Ricks' analysis of all the things that went wrong — and almost everything went wrong or was based on false assumptions — is devastating. From the initial decision to launch the invasion, based on the mistaken belief that Saddam Hussein had weapons of mass destruction or that he was tied to the 9/11 attacks, to the failure to secure weapons caches that later supplied the insurgency, to the failure to plan for post-invasion governance, the Bush administration misjudged and mismanaged everything.
In one sense, the history of the early years of the Iraq War, which is still not over (we still have 100,000-plus troops there), is a Greek tragedy. Hubris, that personality flaw that drives so many Greek tragedies, is evident aplenty in this history. The neo-conservatives in the Bush administration were so absolutely certain that they knew what was best for Iraqis and how Iraqis would react to an invasion that they never considered what might happen if Iraqis did not welcome invaders with open arms or if the toppling of Saddam's regime resulted in anarchic chaos.

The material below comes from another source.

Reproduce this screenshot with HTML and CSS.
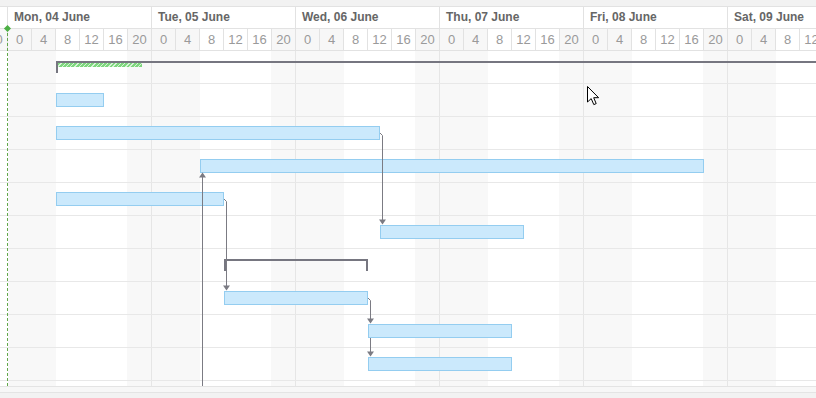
FILE: index.html
```html
<!DOCTYPE html>
<html lang="en">
<head>
    <meta charset="UTF-8">
    <meta name="viewport" content="width=device-width, initial-scale=1.0">
    <title>Gantt</title>
    <link rel="stylesheet" href="styles.css">
</head>
<body>
    <div class="gantt">
        <div class="scale">
            <div class="timeline">
                <!-- previous day, scrolled almost out of view -->
                <div class="day">
                    <div class="day-name"></div>
                    <div class="hours"><span class="off"></span><span class="off"></span><span></span><span></span><span></span><span class="off">20</span></div>
                </div>
                <div class="day">
                    <div class="day-name">Mon, 04 June</div>
                    <div class="hours"><span class="off">0</span><span class="off">4</span><span>8</span><span>12</span><span>16</span><span class="off">20</span></div>
                </div>
                <div class="day">
                    <div class="day-name">Tue, 05 June</div>
                    <div class="hours"><span class="off">0</span><span class="off">4</span><span>8</span><span>12</span><span>16</span><span class="off">20</span></div>
                </div>
                <div class="day">
                    <div class="day-name">Wed, 06 June</div>
                    <div class="hours"><span class="off">0</span><span class="off">4</span><span>8</span><span>12</span><span>16</span><span class="off">20</span></div>
                </div>
                <div class="day">
                    <div class="day-name">Thu, 07 June</div>
                    <div class="hours"><span class="off">0</span><span class="off">4</span><span>8</span><span>12</span><span>16</span><span class="off">20</span></div>
                </div>
                <div class="day">
                    <div class="day-name">Fri, 08 June</div>
                    <div class="hours"><span class="off">0</span><span class="off">4</span><span>8</span><span>12</span><span>16</span><span class="off">20</span></div>
                </div>
                <div class="day">
                    <div class="day-name">Sat, 09 June</div>
                    <div class="hours"><span class="off">0</span><span class="off">4</span><span>8</span><span>12</span><span>16</span><span class="off">20</span></div>
                </div>
            </div>
        </div>

        <div class="chart">
            <div class="row"><div class="summary open" style="margin-left: 56px; width: 780px;"><div class="progress" style="width: 84px;"></div></div></div>
            <div class="row"><div class="bar" style="margin-left: 56px; width: 48px;"></div></div>
            <div class="row"><div class="bar" style="margin-left: 56px; width: 324px;"></div></div>
            <div class="row"><div class="bar" style="margin-left: 200px; width: 504px;"></div></div>
            <div class="row"><div class="bar" style="margin-left: 56px; width: 168px;"></div></div>
            <div class="row"><div class="bar" style="margin-left: 380px; width: 144px;"></div></div>
            <div class="row"><div class="summary" style="margin-left: 224px; width: 144px;"></div></div>
            <div class="row"><div class="bar" style="margin-left: 224px; width: 144px;"></div></div>
            <div class="row"><div class="bar" style="margin-left: 368px; width: 144px;"></div></div>
            <div class="row"><div class="bar" style="margin-left: 368px; width: 144px;"></div></div>
            <div class="row"></div>

            <!-- dependency links, drawn in page coordinates -->
            <svg class="links" width="816" height="335" viewBox="0 51 816 335">
                <g fill="none" stroke="#7b7b83" stroke-width="1">
                    <path d="M380 133 L382.5 135.5 V220"/>
                    <path d="M224 199 L226.5 201.5 V286"/>
                    <path d="M202.5 386 V177"/>
                    <path d="M368 298 L370.5 300.5 V319"/>
                    <path d="M370.5 338 V352"/>
                </g>
                <g fill="#7b7b83">
                    <polygon points="379,219.5 386,219.5 382.5,224.5"/>
                    <polygon points="223,285.5 230,285.5 226.5,290.5"/>
                    <polygon points="199,177.5 206,177.5 202.5,172.5"/>
                    <polygon points="367,318.5 374,318.5 370.5,323.5"/>
                    <polygon points="367,351.5 374,351.5 370.5,356.5"/>
                </g>
            </svg>
        </div>

        <div class="footer"><div class="track"></div></div>

        <div class="marker"></div>

        <svg class="cursor" width="14" height="21" viewBox="0 0 14 21">
            <path d="M0.5 0.5 V16 L4.2 12.6 L6.8 18.6 L9.2 17.6 L6.7 11.7 L11.6 11.7 Z" fill="#fff" stroke="#000" stroke-width="1" stroke-linejoin="round"/>
        </svg>
    </div>
</body>
</html>
```

FILE: styles.css
```css
body {
    margin: 0;
    background: #f2f2f2;
    font-family: "Liberation Sans", Arial, sans-serif;
    overflow: hidden;
}
.gantt {
    position: relative;
    margin-top: 6px;
    border-top: 1px solid #e2e2e2;
    background: #fff;
    overflow: hidden;
}
.scale {
    overflow: hidden;
    border-bottom: 1px solid #e2e2e2;
}
.timeline {
    display: flex;
    width: 1008px;
    margin-left: -136px;
}
.day {
    width: 144px;
    flex: none;
    box-sizing: border-box;
    border-right: 1px solid #e2e2e2;
}
.day-name {
    height: 21px;
    line-height: 21px;
    padding-left: 6px;
    border-bottom: 1px solid #e2e2e2;
    font-size: 12px;
    font-weight: bold;
    color: #666;
    white-space: nowrap;
}
.hours {
    display: flex;
    height: 21px;
}
.hours span {
    width: 24px;
    box-sizing: border-box;
    border-right: 1px solid #e2e2e2;
    line-height: 21px;
    text-align: center;
    font-size: 13px;
    color: #9a9a9a;
}
.hours span:last-child {
    width: 23px;
    border-right: none;
}
.hours .off {
    background: #f7f7f7;
}
.chart {
    position: relative;
    height: 335px;
    overflow: hidden;
    background: repeating-linear-gradient(90deg,
        #f8f8f8 0 48px,
        #fff 48px 119px,
        #f8f8f8 119px 143px,
        #e6e6e6 143px 144px);
    background-position: 8px 0;
}
.row {
    height: 33px;
    box-sizing: border-box;
    padding-top: 9px;
    border-bottom: 1px solid #e8e8e8;
}
.bar {
    height: 14px;
    box-sizing: border-box;
    border: 1px solid #94cdf0;
    background: #cbe9fc;
}
.summary {
    height: 12px;
    margin-top: 1px;
    box-sizing: border-box;
    border: 2px solid #767680;
    border-bottom: none;
}
.summary.open {
    border-right: none;
}
.progress {
    height: 4px;
    background: repeating-linear-gradient(135deg, #7ed67e 0 2px, #d6f3d6 2px 3px);
}
.links {
    position: absolute;
    top: 0;
    left: 0;
}
.footer {
    height: 12px;
    box-sizing: border-box;
    border-top: 1px solid #e4e4e4;
    background: #f2f2f2;
}
.track {
    height: 5px;
    border-bottom: 1px solid #e4e4e4;
    background: #f7f7f7;
}
.marker {
    position: absolute;
    left: 7px;
    top: 21px;
    bottom: 12px;
    border-left: 1px dashed #62a84a;
}
.marker::before {
    content: "";
    position: absolute;
    left: -3px;
    top: -2px;
    width: 5px;
    height: 5px;
    background: #4caf44;
    transform: rotate(45deg);
}
.cursor {
    position: absolute;
    left: 587px;
    top: 79px;
}
```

The planners of this war apparently never considered the impact of sectarian hatred or the absence of any history of democratic institutions. The key players in this tragedy — Rumsfeld, Cheney, Wolfowitz, Perle — stubbornly stuck to their preconceived notions of how this adventure should end, despite the devolution in other directions.
The invasion of Iraq has been called the worst foreign policy mistake in American history, and Ricks' book does nothing to rebut that assertion. In fact, his history of this debacle, revealing the short-sighted assumptions and the failures to face reality, adds support to that accusation.
I've read that Ricks' follow-up book, "The Gamble," is kinder toward the Bush administration. "The Gamble" reports on Bush's decision to order a "surge" in troop strength in 2007 — a reversal of the 2003 doctrine to use minimal manpower — which succeeded in dramatically improving security in Iraq and making possible national elections and, it is hoped, the withdrawal of American troops. If "The Gamble" is as thorough, revealing, interesting and well-written as "Fiasco," it also will be worth a read.